In a press statement on June 1, the FPSB stated that investors should exhibit the minimum level of financial literacy considering that sectors like cryptocurrencies are largely unregulated with numerous risks. The push for the financial test is part of FPSB’s recommendation to the International Organization of Securities Commissions (IOSCO) for oversight of crypto assets.
Regulations struggling to keep up
The body acknowledged that the evolution of cryptocurrencies had exposed investors to higher risk alongside fraud and scams. Furthermore, the agency noted that crypto assets licensing and product regulation struggles to keep up with the fast-changing landscape.
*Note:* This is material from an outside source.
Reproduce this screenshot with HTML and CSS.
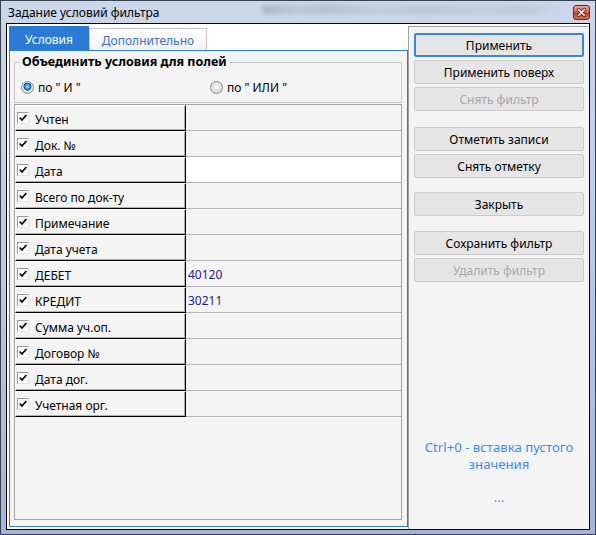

The recommendations also called for more opportunities to offer investors financial advice before venturing into crypto assets. Interestingly, the IOSCO members have also been asked to prohibit the use of credit cards in the purchase of digital currencies. With social media playing a central role in wooing crypto investors, the FSB is also calling for the enactment of regulation to manage influencers termed ‘fin-influencers’. In this line, the professional body wants fintech influencers to be qualified as financial advisors. To prevent future social media fintech scams, IOSCO members have been urged to work closely with tech firms and ban perpetrators for defrauding unsuspecting investors. The proposals are part of IOSCO’s push to lead the enactment of a uniform global cryptocurrency regulation mechanism amid increased investments. As previously reported by Finbold, IOSCO chairperson Ashley Alder had hinted that a global crypto regulation body would likely be unveiled as early as next year. The body’s mandate will be to coordinate uniform crypto sector regulations.